(Exercise instructions):
Search the records for the word "full" and pick out every line that has it.

(Records shown):
[start]

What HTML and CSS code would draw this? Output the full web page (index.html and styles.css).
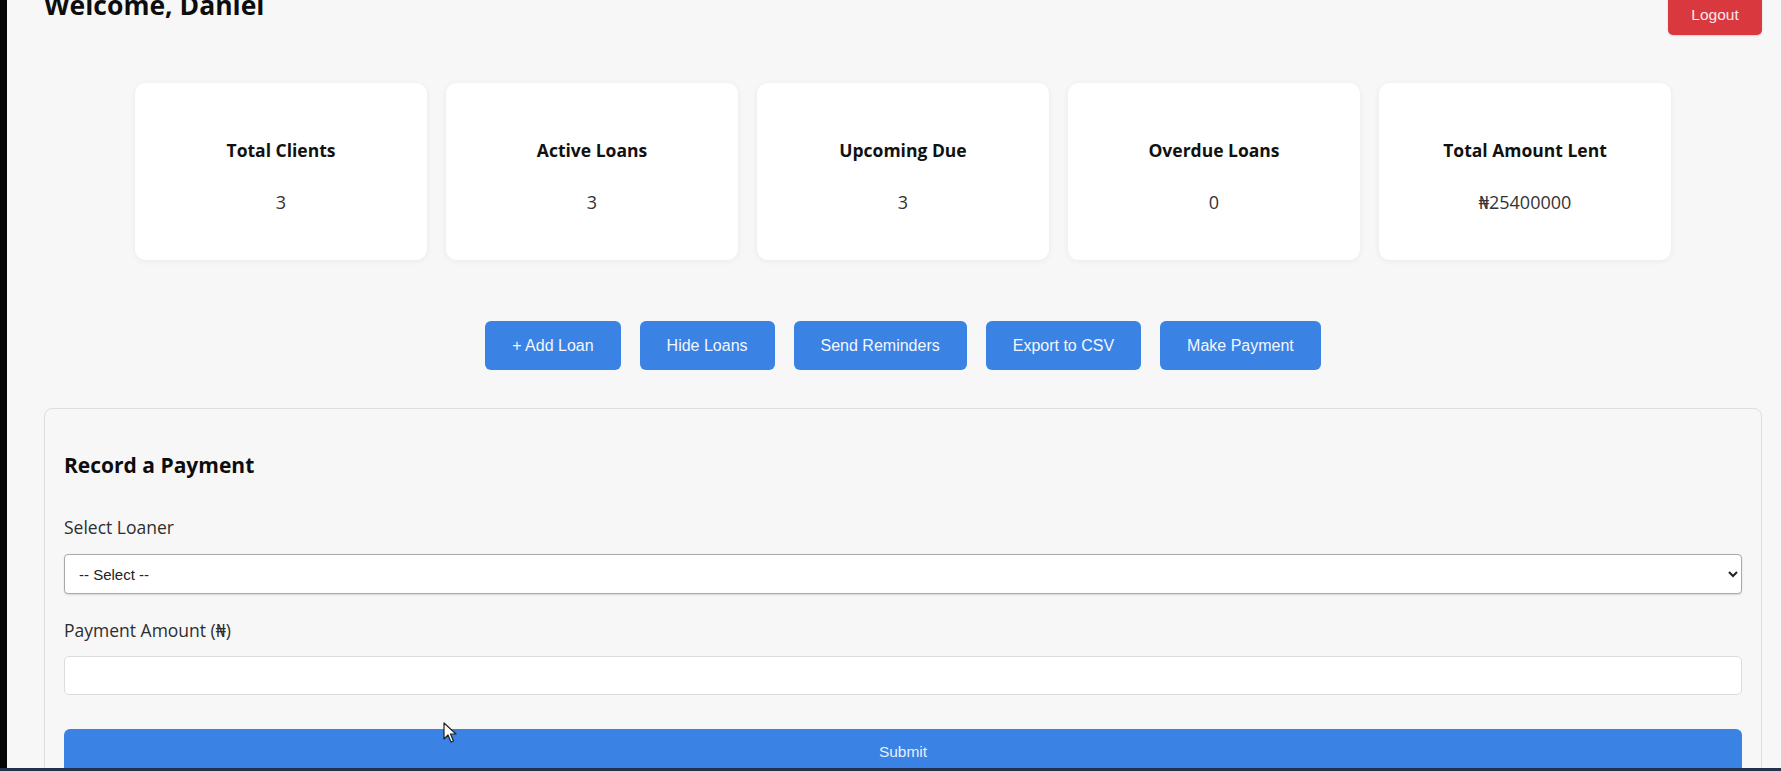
FILE: index.html
```html
<!DOCTYPE html>
<html lang="en">
<head>
<meta charset="utf-8">
<title>Dashboard</title>
<link rel="stylesheet" href="styles.css">
</head>
<body>
<div class="screen">
  <header class="topbar">
    <h1 class="welcome">Welcome, Daniel</h1>
    <button class="logout" type="button">Logout</button>
  </header>

  <section class="stats">
    <div class="card"><h3 class="card-title">Total Clients</h3><p class="card-value">3</p></div>
    <div class="card"><h3 class="card-title">Active Loans</h3><p class="card-value">3</p></div>
    <div class="card"><h3 class="card-title">Upcoming Due</h3><p class="card-value">3</p></div>
    <div class="card"><h3 class="card-title">Overdue Loans</h3><p class="card-value">0</p></div>
    <div class="card"><h3 class="card-title">Total Amount Lent</h3><p class="card-value">₦25400000</p></div>
  </section>

  <div class="actions">
    <button class="btn" type="button">+ Add Loan</button>
    <button class="btn" type="button">Hide Loans</button>
    <button class="btn" type="button">Send Reminders</button>
    <button class="btn" type="button">Export to CSV</button>
    <button class="btn" type="button">Make Payment</button>
  </div>

  <section class="panel">
    <h2 class="panel-title">Record a Payment</h2>
    <label class="field-label" for="loaner">Select Loaner</label>
    <select class="field-select" id="loaner">
      <option>-- Select --</option>
    </select>
    <label class="field-label" for="amount">Payment Amount (₦)</label>
    <input class="field-input" id="amount" type="text">
    <button class="submit" type="button">Submit</button>
  </section>
</div>
<svg class="cursor" width="14" height="22" viewBox="0 0 14 22"><path d="M1 1 L1 17 L5 13 L8 20 L10.5 19 L7.5 12 L13 12 Z" fill="#fff" stroke="#222" stroke-width="1.2" stroke-linejoin="round"/></svg>
<div class="taskbar"></div>
</body>
</html>
```

FILE: styles.css
```css
html, body {
  margin: 0;
  height: 100%;
}

body {
  background: #050505;
  font-family: "Open Sans", "Noto Sans", "DejaVu Sans", sans-serif;
  color: #111;
  overflow: hidden;
}

.screen {
  margin-left: 7px;
  height: 771px;
  box-sizing: border-box;
  padding: 0 19px 0 37px;
  background: #f7f7f7;
  overflow: hidden;
}

.topbar {
  display: flex;
  justify-content: space-between;
  align-items: flex-start;
  height: 35px;
}

.welcome {
  margin: -13px 0 0 0;
  font-size: 26.5px;
  line-height: 36px;
  font-weight: 700;
  color: #0d0d0d;
}

.logout {
  margin-top: -7px;
  width: 94px;
  height: 42px;
  border: 0;
  border-radius: 5px;
  background: #d9383f;
  color: #fbe9ea;
  font-family: "Liberation Sans", Arial, sans-serif;
  font-size: 15.5px;
  padding: 2px 0 0 0;
  box-shadow: 0 1px 2px rgba(0,0,0,0.15);
}

.stats {
  display: flex;
  justify-content: center;
  gap: 19px;
  margin-top: 48px;
}

.card {
  width: 292px;
  height: 177px;
  box-sizing: border-box;
  padding-top: 55px;
  background: #fff;
  border-radius: 11px;
  box-shadow: 0 1px 6px rgba(0,0,0,0.06);
  text-align: center;
}

.card-title {
  margin: 0;
  font-size: 17.5px;
  line-height: 24px;
  font-weight: 700;
  color: #111;
}

.card-value {
  margin: 28px 0 0 0;
  font-size: 18px;
  line-height: 24px;
  color: #333;
}

.actions {
  display: flex;
  justify-content: center;
  gap: 19px;
  margin-top: 61px;
}

.btn {
  height: 49px;
  padding: 0 27px;
  border: 0;
  border-radius: 6px;
  background: #3a82e4;
  color: #f2f7ff;
  font-family: "Liberation Sans", Arial, sans-serif;
  font-size: 16px;
}

.panel {
  margin-top: 38px;
  border: 1px solid #dedede;
  border-radius: 8px;
  padding: 0 19px;
  background: #f7f7f7;
  height: 500px;
}

.panel-title {
  margin: 42px 0 0 0;
  font-size: 21px;
  line-height: 28px;
  font-weight: 700;
  color: #0d0d0d;
}

.field-label {
  display: block;
  font-size: 17.5px;
  line-height: 24px;
  color: #2e2e2e;
}

.panel-title + .field-label {
  margin-top: 36px;
}

.field-select {
  display: block;
  width: 100%;
  height: 40px;
  margin-top: 15px;
  box-sizing: border-box;
  padding: 0 10px;
  border: 1px solid #a9a9a9;
  border-radius: 4px;
  background: #fff;
  color: #222;
  font-family: "Liberation Sans", Arial, sans-serif;
  font-size: 15px;
  box-shadow: 0 1px 2px rgba(0,0,0,0.12);
}

.field-select + .field-label {
  margin-top: 24px;
}

.field-input {
  display: block;
  width: 100%;
  height: 39px;
  margin-top: 14px;
  box-sizing: border-box;
  border: 1px solid #dcdcdc;
  border-radius: 5px;
  background: #fff;
  padding: 0 10px;
  font-size: 15px;
}

.submit {
  display: block;
  width: 100%;
  height: 46px;
  margin-top: 34px;
  border: 0;
  border-radius: 6px;
  background: #3a82e4;
  color: #e6f0ff;
  font-family: "Liberation Sans", Arial, sans-serif;
  font-size: 15.5px;
}

.cursor {
  position: fixed;
  left: 443px;
  top: 722px;
}

.taskbar {
  position: fixed;
  left: 0;
  right: 0;
  bottom: 0;
  height: 3px;
  background: #22324a;
}
```
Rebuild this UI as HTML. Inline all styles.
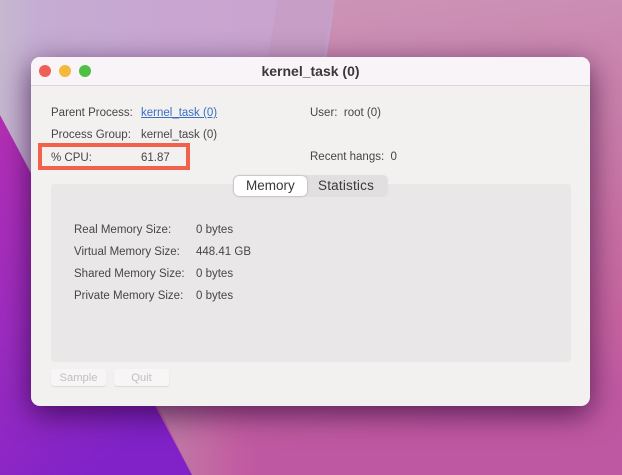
<!DOCTYPE html>
<html>
<head>
<meta charset="utf-8">
<style>
html,body{margin:0;padding:0;width:622px;height:475px;overflow:hidden}
body{position:relative;font-family:"Liberation Sans",sans-serif;color:#3c3a3c;background:#c88ab0}
svg.bg{position:absolute;left:0;top:0}
.win{position:absolute;left:31px;top:57px;width:559px;height:349px;border-radius:9px;background:#f3f0f0;box-shadow:0 8px 30px rgba(40,0,50,.7);overflow:hidden;filter:blur(.3px)}
.bar{position:absolute;left:0;top:0;right:0;height:28px;background:#f8f4f7;border-bottom:1px solid #dad6d8}
.dot{position:absolute;top:8px;width:12px;height:12px;border-radius:50%}
.title{position:absolute;left:0;right:0;top:6px;text-align:center;font-weight:bold;font-size:14px;color:#3a383a;line-height:16px}
.t{position:absolute;font-size:11.5px;line-height:14px;white-space:nowrap;color:#474547}
.panel{position:absolute;left:20px;top:127px;width:520px;height:178px;background:#eae7e8;border-radius:3px}
.seg{position:absolute;left:202px;top:118px;width:155px;height:22px;background:#e2dfe0;border-radius:5px}
.segon{position:absolute;left:203px;top:119px;width:73px;height:20px;background:#fff;border-radius:5px;box-shadow:0 0 2px rgba(0,0,0,.3)}
.segt{position:absolute;font-size:13.5px;line-height:16px;top:121px;color:#3a383a}
.btn{position:absolute;top:312px;height:17px;background:#f7f5f5;border-radius:3px;box-shadow:0 1px 1px rgba(0,0,0,.1);font-size:11.2px;line-height:18px;text-align:center;color:#c0bebf}
.hl{position:absolute;left:38px;top:143px;width:144px;height:19px;border:4px solid #f0624c;box-sizing:content-box}
</style>
</head>
<body>
<svg class="bg" width="622" height="475" viewBox="0 0 622 475">
<defs>
<linearGradient id="a" x1="0" y1="0" x2="1" y2="0"><stop offset="0" stop-color="#c6b8d0"/><stop offset=".12" stop-color="#c4acd2"/><stop offset=".5" stop-color="#c9a6d2"/><stop offset="1" stop-color="#c8a2cc"/></linearGradient>
<linearGradient id="b" x1="0" y1="0" x2="0.2" y2="1"><stop offset="0" stop-color="#d09cbd"/><stop offset=".12" stop-color="#cc92b6"/><stop offset=".45" stop-color="#c87ca8"/><stop offset=".85" stop-color="#c6629f"/><stop offset="1" stop-color="#bf58a2"/></linearGradient>
<linearGradient id="c" x1="0" y1="0" x2="0.5" y2="1"><stop offset="0" stop-color="#b42fb4"/><stop offset=".5" stop-color="#9c2cc0"/><stop offset="1" stop-color="#8022c8"/></linearGradient>
<linearGradient id="d" x1="0" y1="0" x2="1" y2="0"><stop offset="0" stop-color="#bc80a6"/><stop offset=".5" stop-color="#c470a4" stop-opacity=".7"/><stop offset="1" stop-color="#c462a0" stop-opacity="0"/></linearGradient>
</defs>
<rect width="622" height="475" fill="url(#b)"/>
<polygon points="0,0 335,0 300,240 157,400 0,400" fill="url(#a)"/>
<polygon points="278,0 335,0 323,57 268,57" fill="#c69ec6"/>
<polygon points="157,404 192,475 260,475 260,404" fill="url(#d)"/>
<polygon points="0,115 192,475 0,475" fill="url(#c)"/>
</svg>
<div class="win">
  <div class="bar"></div>
  <div class="dot" style="left:8px;background:#ee5f55"></div>
  <div class="dot" style="left:28px;background:#f4b93a"></div>
  <div class="dot" style="left:48px;background:#4fc043"></div>
  <div class="title">kernel_task (0)</div>
  <div class="t" style="left:20px;top:49px">Parent Process:</div>
  <div class="t" style="left:110px;top:49px;color:#3a6fc4;text-decoration:underline">kernel_task (0)</div>
  <div class="t" style="left:279px;top:49px">User:&nbsp; root (0)</div>
  <div class="t" style="left:20px;top:71px">Process Group:</div>
  <div class="t" style="left:110px;top:71px">kernel_task (0)</div>
  <div class="t" style="left:20px;top:94px">% CPU:</div>
  <div class="t" style="left:110px;top:94px">61.87</div>
  <div class="t" style="left:279px;top:93px">Recent hangs:&nbsp; 0</div>
  <div class="panel"></div>
  <div class="seg"></div>
  <div class="segon"></div>
  <div class="segt" style="left:215px">Memory</div>
  <div class="segt" style="left:287px;letter-spacing:.2px">Statistics</div>
  <div class="t" style="left:43px;top:166px">Real Memory Size:</div>
  <div class="t" style="left:165px;top:166px">0 bytes</div>
  <div class="t" style="left:43px;top:188px">Virtual Memory Size:</div>
  <div class="t" style="left:165px;top:188px">448.41 GB</div>
  <div class="t" style="left:43px;top:210px">Shared Memory Size:</div>
  <div class="t" style="left:165px;top:210px">0 bytes</div>
  <div class="t" style="left:43px;top:232px">Private Memory Size:</div>
  <div class="t" style="left:165px;top:232px">0 bytes</div>
  <div class="btn" style="left:20px;width:55px">Sample</div>
  <div class="btn" style="left:83px;width:55px">Quit</div>
</div>
<div class="hl"></div>
</body>
</html>
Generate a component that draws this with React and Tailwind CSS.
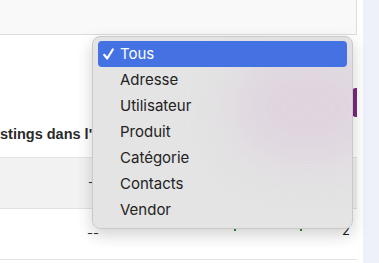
const options = [
  "Tous",
  "Adresse",
  "Utilisateur",
  "Produit",
  "Catégorie",
  "Contacts",
  "Vendor",
];

const App = () => {
  return (
    <div className="relative flex w-[379px] h-[263px] overflow-hidden bg-white font-['Inter',sans-serif]">
      {/* Main column */}
      <div className="w-[357px] flex flex-col">
        <div className="h-[35px] bg-[#f9f9f9] border-b border-r border-[#dcdcdc]" />

        <div className="relative h-[122px]">
          <div className="absolute right-0 top-[53px] w-[5px] h-[29px] rounded-l bg-[#7a2a80]" />
          <div className="absolute left-0 top-[92px] w-[92px] overflow-hidden">
            <p className="text-[14.5px] font-bold font-['Liberation_Sans',sans-serif] text-[#2a2a2a] whitespace-nowrap leading-none">
              stings dans l'
            </p>
          </div>
        </div>

        {/* Table */}
        <div className="border-t border-[#e2e2e2]">
          <div className="h-[51px] bg-[#f2f2f2] border-b border-[#e2e2e2] flex items-center pl-[88px]">
            <span className="text-[13px] text-[#333]">-</span>
          </div>
          <div className="h-[51px] border-b border-[#e2e2e2] relative">
            <span className="absolute left-[87px] top-[15px] text-[13px] text-[#333]">--</span>
            <span className="absolute left-[234px] top-[20px] w-[2px] h-[2px] bg-[#2a8a3a]" />
            <span className="absolute left-[300px] top-[20px] w-[2px] h-[2px] bg-[#2a8a3a]" />
            <span className="absolute left-[342px] top-[12px] text-[13px] text-[#222]">2</span>
          </div>
        </div>
      </div>

      <div className="w-[6px]" />
      <div className="flex-1 bg-[#eef1f9]" />

      {/* Native select popup */}
      <div className="absolute left-[92px] top-[36px] w-[261px] h-[193px] rounded-[8px] shadow-[0_6px_16px_rgba(0,0,0,0.18)]">
        <div className="relative w-full h-full rounded-[8px] bg-[#e4e4e4] border border-[#c9c9c9] overflow-hidden px-[5px] py-[4px]">
          <div className="absolute left-[140px] top-[15px] w-[150px] h-[110px] rounded-full bg-[#dccadc] blur-[24px] opacity-60" />
          <ul className="relative flex flex-col">
            {options.map((opt, i) => (
              <li
                key={opt}
                className={`h-[26px] flex items-center rounded-[4px] text-[15px] ${
                  i === 0 ? "bg-[#4472e3] text-white" : "text-[#222]"
                }`}
              >
                <span className="w-[22px] pl-[5px] flex items-center">
                  {i === 0 && (
                    <svg width="11" height="12" viewBox="0 0 11 12" fill="none">
                      <path
                        d="M1.2 6.8 L4.2 10.5 L9.8 1.5"
                        stroke="white"
                        strokeWidth="2.2"
                        strokeLinecap="round"
                        strokeLinejoin="round"
                      />
                    </svg>
                  )}
                </span>
                {opt}
              </li>
            ))}
          </ul>
        </div>
      </div>
    </div>
  );
};

export default App;
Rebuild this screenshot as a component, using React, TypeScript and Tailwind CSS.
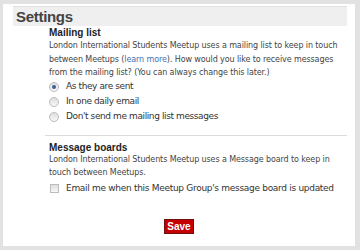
import React from "react";

const Radio = ({ checked, label }: { checked?: boolean; label: string }) => (
  <label className="flex items-center gap-[7px] h-[15px]">
    <span className="w-[10px] h-[10px] rounded-full border border-[#bcbcbc] bg-gradient-to-b from-[#dedede] to-[#f8f8f8] flex items-center justify-center">
      {checked && <span className="w-[4px] h-[4px] rounded-full bg-[#3d5f93]" />}
    </span>
    <span>{label}</span>
  </label>
);

export default function App() {
  return (
    <div className="w-[360px] h-[250px] bg-[#e2e2e2] pt-[4px] pl-[3px] pr-[5px] pb-[4px]">
      <div className="h-full bg-white pt-[2px] pl-[10px] pr-[8px] text-[#333]">
        <div className="h-[20px] bg-[#efefef] border-t border-[#e2e2e2] flex items-center pl-[3px]">
          <h1 className="font-['Liberation_Sans',Arial,sans-serif] font-bold text-[15px] tracking-[-0.3px] text-[#444] leading-none">
            Settings
          </h1>
        </div>
        <div className="pl-[36px] pt-[1px] font-['DejaVu_Sans',sans-serif]">
          <h2 className="font-bold text-[10px] leading-[12px] font-['Liberation_Sans',Arial,sans-serif] text-[#222]">
            Mailing list
          </h2>
          <p className="text-[8px] leading-[13.5px] tracking-[-0.1px] text-[#444]">
            London International Students Meetup uses a mailing list to keep in touch between Meetups (
            <a className="text-[#3b73b9]">learn more</a>). How would you like to receive messages from the
            mailing list? (You can always change this later.)
          </p>
          <div className="flex flex-col text-[9px] tracking-[-0.4px]">
            <Radio checked label="As they are sent" />
            <Radio label="In one daily email" />
            <Radio label="Don't send me mailing list messages" />
          </div>
        </div>
        <div className="mt-[10px] ml-[32px] border-b border-[#dcdcdc]" />
        <div className="pl-[36px] pt-[6px] font-['DejaVu_Sans',sans-serif]">
          <h2 className="font-bold text-[10px] leading-[11px] font-['Liberation_Sans',Arial,sans-serif] text-[#222]">
            Message boards
          </h2>
          <p className="text-[8px] leading-[13.5px] tracking-[-0.1px] text-[#444]">
            London International Students Meetup uses a Message board to keep in touch between Meetups.
          </p>
          <label className="mt-[1px] pl-[1px] flex items-center gap-[7px] text-[9px] tracking-[-0.3px] h-[16px]">
            <span className="w-[9px] h-[9px] border border-[#bcbcbc] bg-gradient-to-b from-[#dedede] to-[#f8f8f8]" />
            <span>Email me when this Meetup Group's message board is updated</span>
          </label>
        </div>
        <div className="mt-[22px] flex justify-center pr-[2px]">
          <button className="bg-[#c40000] border border-[#6e1010] text-white font-bold text-[10px] font-['Liberation_Sans',Arial,sans-serif] px-[2px] h-[15px] leading-[13px]">
            Save
          </button>
        </div>
      </div>
    </div>
  );
}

[end]

(Result):
What HTML and CSS code would draw this? Output the full web page (index.html and styles.css).
        <div className="relative w-full h-full rounded-[8px] bg-[#e4e4e4] border border-[#c9c9c9] overflow-hidden px-[5px] py-[4px]">
          <div className="absolute left-[140px] top-[15px] w-[150px] h-[110px] rounded-full bg-[#dccadc] blur-[24px] opacity-60" />
    <span className="w-[10px] h-[10px] rounded-full border border-[#bcbcbc] bg-gradient-to-b from-[#dedede] to-[#f8f8f8] flex items-center justify-center">
      {checked && <span className="w-[4px] h-[4px] rounded-full bg-[#3d5f93]" />}
      <div className="h-full bg-white pt-[2px] pl-[10px] pr-[8px] text-[#333]">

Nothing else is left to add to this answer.